_Set task_
Write out each line exactly as it stands, please.

_Supplied records_
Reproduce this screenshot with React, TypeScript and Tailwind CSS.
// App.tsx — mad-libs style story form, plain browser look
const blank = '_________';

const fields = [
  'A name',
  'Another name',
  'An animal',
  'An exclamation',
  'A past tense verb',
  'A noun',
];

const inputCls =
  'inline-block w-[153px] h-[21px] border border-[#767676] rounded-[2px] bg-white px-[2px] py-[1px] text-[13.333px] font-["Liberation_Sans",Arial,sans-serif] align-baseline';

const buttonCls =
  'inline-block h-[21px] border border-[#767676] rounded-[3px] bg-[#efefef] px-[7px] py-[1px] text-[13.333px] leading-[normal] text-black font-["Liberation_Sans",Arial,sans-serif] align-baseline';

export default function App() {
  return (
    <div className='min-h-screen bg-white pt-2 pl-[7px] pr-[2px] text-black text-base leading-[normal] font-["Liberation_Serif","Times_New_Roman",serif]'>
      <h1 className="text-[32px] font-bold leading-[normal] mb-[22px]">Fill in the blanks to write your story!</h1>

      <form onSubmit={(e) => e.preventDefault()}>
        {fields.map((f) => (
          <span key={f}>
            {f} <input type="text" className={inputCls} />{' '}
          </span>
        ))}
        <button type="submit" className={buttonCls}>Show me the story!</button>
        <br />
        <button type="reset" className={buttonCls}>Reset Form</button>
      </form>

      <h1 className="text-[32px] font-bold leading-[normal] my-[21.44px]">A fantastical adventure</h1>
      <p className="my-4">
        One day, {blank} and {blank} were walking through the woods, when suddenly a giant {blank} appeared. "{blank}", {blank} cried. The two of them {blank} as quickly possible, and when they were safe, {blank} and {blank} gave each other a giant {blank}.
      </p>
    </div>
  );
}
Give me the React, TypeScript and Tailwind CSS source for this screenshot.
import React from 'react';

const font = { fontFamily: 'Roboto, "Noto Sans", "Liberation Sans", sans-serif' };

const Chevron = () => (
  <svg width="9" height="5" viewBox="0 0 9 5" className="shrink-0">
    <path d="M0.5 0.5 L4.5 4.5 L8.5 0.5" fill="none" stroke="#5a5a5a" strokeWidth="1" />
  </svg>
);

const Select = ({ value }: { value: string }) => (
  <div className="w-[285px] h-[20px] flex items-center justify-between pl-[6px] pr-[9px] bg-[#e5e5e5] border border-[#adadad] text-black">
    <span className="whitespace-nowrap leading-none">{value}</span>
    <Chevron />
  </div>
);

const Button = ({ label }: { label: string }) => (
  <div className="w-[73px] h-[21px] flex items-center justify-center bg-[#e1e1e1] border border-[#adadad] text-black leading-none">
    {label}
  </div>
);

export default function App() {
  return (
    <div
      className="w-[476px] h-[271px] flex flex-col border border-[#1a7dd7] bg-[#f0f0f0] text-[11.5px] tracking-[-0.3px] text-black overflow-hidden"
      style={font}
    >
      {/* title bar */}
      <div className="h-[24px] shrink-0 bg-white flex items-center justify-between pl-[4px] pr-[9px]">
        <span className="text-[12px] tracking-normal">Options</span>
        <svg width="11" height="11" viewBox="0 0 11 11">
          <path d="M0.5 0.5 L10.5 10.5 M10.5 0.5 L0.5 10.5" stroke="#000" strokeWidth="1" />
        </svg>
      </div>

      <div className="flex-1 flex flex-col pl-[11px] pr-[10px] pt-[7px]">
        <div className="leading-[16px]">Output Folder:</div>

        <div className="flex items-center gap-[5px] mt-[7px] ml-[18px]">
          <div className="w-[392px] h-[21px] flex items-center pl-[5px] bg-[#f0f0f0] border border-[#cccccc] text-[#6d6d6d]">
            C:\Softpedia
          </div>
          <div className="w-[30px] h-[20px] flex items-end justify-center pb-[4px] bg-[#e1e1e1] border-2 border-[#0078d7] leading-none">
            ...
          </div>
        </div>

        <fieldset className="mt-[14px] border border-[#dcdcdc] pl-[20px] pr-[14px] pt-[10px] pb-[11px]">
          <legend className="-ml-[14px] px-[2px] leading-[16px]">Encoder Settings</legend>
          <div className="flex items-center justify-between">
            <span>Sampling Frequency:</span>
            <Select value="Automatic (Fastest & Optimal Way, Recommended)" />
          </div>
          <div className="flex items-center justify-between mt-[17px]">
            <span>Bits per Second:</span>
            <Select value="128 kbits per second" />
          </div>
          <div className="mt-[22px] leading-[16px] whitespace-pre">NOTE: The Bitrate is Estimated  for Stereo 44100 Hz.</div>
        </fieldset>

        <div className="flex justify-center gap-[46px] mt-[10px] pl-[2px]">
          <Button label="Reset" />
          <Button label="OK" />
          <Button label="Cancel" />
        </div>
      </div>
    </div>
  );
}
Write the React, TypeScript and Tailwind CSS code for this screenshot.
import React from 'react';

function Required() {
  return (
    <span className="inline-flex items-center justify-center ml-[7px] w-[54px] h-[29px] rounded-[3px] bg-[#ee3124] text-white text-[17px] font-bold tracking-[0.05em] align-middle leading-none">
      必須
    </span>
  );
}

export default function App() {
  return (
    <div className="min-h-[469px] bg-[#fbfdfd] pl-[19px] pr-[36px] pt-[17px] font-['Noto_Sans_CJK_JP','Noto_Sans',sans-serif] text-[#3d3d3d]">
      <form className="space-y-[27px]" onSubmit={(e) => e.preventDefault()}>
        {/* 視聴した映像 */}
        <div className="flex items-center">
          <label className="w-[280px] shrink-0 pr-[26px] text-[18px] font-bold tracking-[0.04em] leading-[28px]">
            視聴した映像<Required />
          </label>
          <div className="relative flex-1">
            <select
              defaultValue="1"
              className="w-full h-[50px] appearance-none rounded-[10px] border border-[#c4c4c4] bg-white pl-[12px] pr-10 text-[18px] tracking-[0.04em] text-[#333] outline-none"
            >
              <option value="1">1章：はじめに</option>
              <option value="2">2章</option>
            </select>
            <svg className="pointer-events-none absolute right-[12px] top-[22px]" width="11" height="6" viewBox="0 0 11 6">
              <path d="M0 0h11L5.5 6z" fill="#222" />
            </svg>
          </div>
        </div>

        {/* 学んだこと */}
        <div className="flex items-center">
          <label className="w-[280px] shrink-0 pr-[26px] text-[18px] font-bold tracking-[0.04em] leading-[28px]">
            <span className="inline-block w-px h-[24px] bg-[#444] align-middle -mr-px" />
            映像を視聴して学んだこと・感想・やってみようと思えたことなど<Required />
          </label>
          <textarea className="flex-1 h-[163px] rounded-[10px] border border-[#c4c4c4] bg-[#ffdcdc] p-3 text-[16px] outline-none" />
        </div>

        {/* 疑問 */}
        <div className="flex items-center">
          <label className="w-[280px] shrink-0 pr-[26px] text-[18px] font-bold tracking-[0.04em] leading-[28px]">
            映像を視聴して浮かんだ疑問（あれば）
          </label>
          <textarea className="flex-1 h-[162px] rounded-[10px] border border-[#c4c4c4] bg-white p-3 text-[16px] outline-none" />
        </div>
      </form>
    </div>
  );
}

_Complete response_
Reproduce this screenshot with React, TypeScript and Tailwind CSS.
// App.tsx — mad-libs style story form, plain browser look
const blank = '_________';

const fields = [
  'A name',
  'Another name',
  'An animal',
  'An exclamation',
  'A past tense verb',
  'A noun',
];

const inputCls =
  'inline-block w-[153px] h-[21px] border border-[#767676] rounded-[2px] bg-white px-[2px] py-[1px] text-[13.333px] font-["Liberation_Sans",Arial,sans-serif] align-baseline';

const buttonCls =
  'inline-block h-[21px] border border-[#767676] rounded-[3px] bg-[#efefef] px-[7px] py-[1px] text-[13.333px] leading-[normal] text-black font-["Liberation_Sans",Arial,sans-serif] align-baseline';

export default function App() {
  return (
    <div className='min-h-screen bg-white pt-2 pl-[7px] pr-[2px] text-black text-base leading-[normal] font-["Liberation_Serif","Times_New_Roman",serif]'>
      <h1 className="text-[32px] font-bold leading-[normal] mb-[22px]">Fill in the blanks to write your story!</h1>

      <form onSubmit={(e) => e.preventDefault()}>
        {fields.map((f) => (
          <span key={f}>
            {f} <input type="text" className={inputCls} />{' '}
          </span>
        ))}
        <button type="submit" className={buttonCls}>Show me the story!</button>
        <br />
        <button type="reset" className={buttonCls}>Reset Form</button>
      </form>

      <h1 className="text-[32px] font-bold leading-[normal] my-[21.44px]">A fantastical adventure</h1>
      <p className="my-4">
        One day, {blank} and {blank} were walking through the woods, when suddenly a giant {blank} appeared. "{blank}", {blank} cried. The two of them {blank} as quickly possible, and when they were safe, {blank} and {blank} gave each other a giant {blank}.
      </p>
    </div>
  );
}
Give me the React, TypeScript and Tailwind CSS source for this screenshot.
import React from 'react';

const font = { fontFamily: 'Roboto, "Noto Sans", "Liberation Sans", sans-serif' };

const Chevron = () => (
  <svg width="9" height="5" viewBox="0 0 9 5" className="shrink-0">
    <path d="M0.5 0.5 L4.5 4.5 L8.5 0.5" fill="none" stroke="#5a5a5a" strokeWidth="1" />
  </svg>
);

const Select = ({ value }: { value: string }) => (
  <div className="w-[285px] h-[20px] flex items-center justify-between pl-[6px] pr-[9px] bg-[#e5e5e5] border border-[#adadad] text-black">
    <span className="whitespace-nowrap leading-none">{value}</span>
    <Chevron />
  </div>
);

const Button = ({ label }: { label: string }) => (
  <div className="w-[73px] h-[21px] flex items-center justify-center bg-[#e1e1e1] border border-[#adadad] text-black leading-none">
    {label}
  </div>
);

export default function App() {
  return (
    <div
      className="w-[476px] h-[271px] flex flex-col border border-[#1a7dd7] bg-[#f0f0f0] text-[11.5px] tracking-[-0.3px] text-black overflow-hidden"
      style={font}
    >
      {/* title bar */}
      <div className="h-[24px] shrink-0 bg-white flex items-center justify-between pl-[4px] pr-[9px]">
        <span className="text-[12px] tracking-normal">Options</span>
        <svg width="11" height="11" viewBox="0 0 11 11">
          <path d="M0.5 0.5 L10.5 10.5 M10.5 0.5 L0.5 10.5" stroke="#000" strokeWidth="1" />
        </svg>
      </div>

      <div className="flex-1 flex flex-col pl-[11px] pr-[10px] pt-[7px]">
        <div className="leading-[16px]">Output Folder:</div>

        <div className="flex items-center gap-[5px] mt-[7px] ml-[18px]">
          <div className="w-[392px] h-[21px] flex items-center pl-[5px] bg-[#f0f0f0] border border-[#cccccc] text-[#6d6d6d]">
            C:\Softpedia
          </div>
          <div className="w-[30px] h-[20px] flex items-end justify-center pb-[4px] bg-[#e1e1e1] border-2 border-[#0078d7] leading-none">
            ...
          </div>
        </div>

        <fieldset className="mt-[14px] border border-[#dcdcdc] pl-[20px] pr-[14px] pt-[10px] pb-[11px]">
          <legend className="-ml-[14px] px-[2px] leading-[16px]">Encoder Settings</legend>
          <div className="flex items-center justify-between">
            <span>Sampling Frequency:</span>
            <Select value="Automatic (Fastest & Optimal Way, Recommended)" />
          </div>
          <div className="flex items-center justify-between mt-[17px]">
            <span>Bits per Second:</span>
            <Select value="128 kbits per second" />
          </div>
          <div className="mt-[22px] leading-[16px] whitespace-pre">NOTE: The Bitrate is Estimated  for Stereo 44100 Hz.</div>
        </fieldset>

        <div className="flex justify-center gap-[46px] mt-[10px] pl-[2px]">
          <Button label="Reset" />
          <Button label="OK" />
          <Button label="Cancel" />
        </div>
      </div>
    </div>
  );
}
Write the React, TypeScript and Tailwind CSS code for this screenshot.
import React from 'react';

function Required() {
  return (
    <span className="inline-flex items-center justify-center ml-[7px] w-[54px] h-[29px] rounded-[3px] bg-[#ee3124] text-white text-[17px] font-bold tracking-[0.05em] align-middle leading-none">
      必須
    </span>
  );
}

export default function App() {
  return (
    <div className="min-h-[469px] bg-[#fbfdfd] pl-[19px] pr-[36px] pt-[17px] font-['Noto_Sans_CJK_JP','Noto_Sans',sans-serif] text-[#3d3d3d]">
      <form className="space-y-[27px]" onSubmit={(e) => e.preventDefault()}>
        {/* 視聴した映像 */}
        <div className="flex items-center">
          <label className="w-[280px] shrink-0 pr-[26px] text-[18px] font-bold tracking-[0.04em] leading-[28px]">
            視聴した映像<Required />
          </label>
          <div className="relative flex-1">
            <select
              defaultValue="1"
              className="w-full h-[50px] appearance-none rounded-[10px] border border-[#c4c4c4] bg-white pl-[12px] pr-10 text-[18px] tracking-[0.04em] text-[#333] outline-none"
            >
              <option value="1">1章：はじめに</option>
              <option value="2">2章</option>
            </select>
            <svg className="pointer-events-none absolute right-[12px] top-[22px]" width="11" height="6" viewBox="0 0 11 6">
              <path d="M0 0h11L5.5 6z" fill="#222" />
            </svg>
          </div>
        </div>

        {/* 学んだこと */}
        <div className="flex items-center">
          <label className="w-[280px] shrink-0 pr-[26px] text-[18px] font-bold tracking-[0.04em] leading-[28px]">
            <span className="inline-block w-px h-[24px] bg-[#444] align-middle -mr-px" />
            映像を視聴して学んだこと・感想・やってみようと思えたことなど<Required />
          </label>
          <textarea className="flex-1 h-[163px] rounded-[10px] border border-[#c4c4c4] bg-[#ffdcdc] p-3 text-[16px] outline-none" />
        </div>

        {/* 疑問 */}
        <div className="flex items-center">
          <label className="w-[280px] shrink-0 pr-[26px] text-[18px] font-bold tracking-[0.04em] leading-[28px]">
            映像を視聴して浮かんだ疑問（あれば）
          </label>
          <textarea className="flex-1 h-[162px] rounded-[10px] border border-[#c4c4c4] bg-white p-3 text-[16px] outline-none" />
        </div>
      </form>
    </div>
  );
}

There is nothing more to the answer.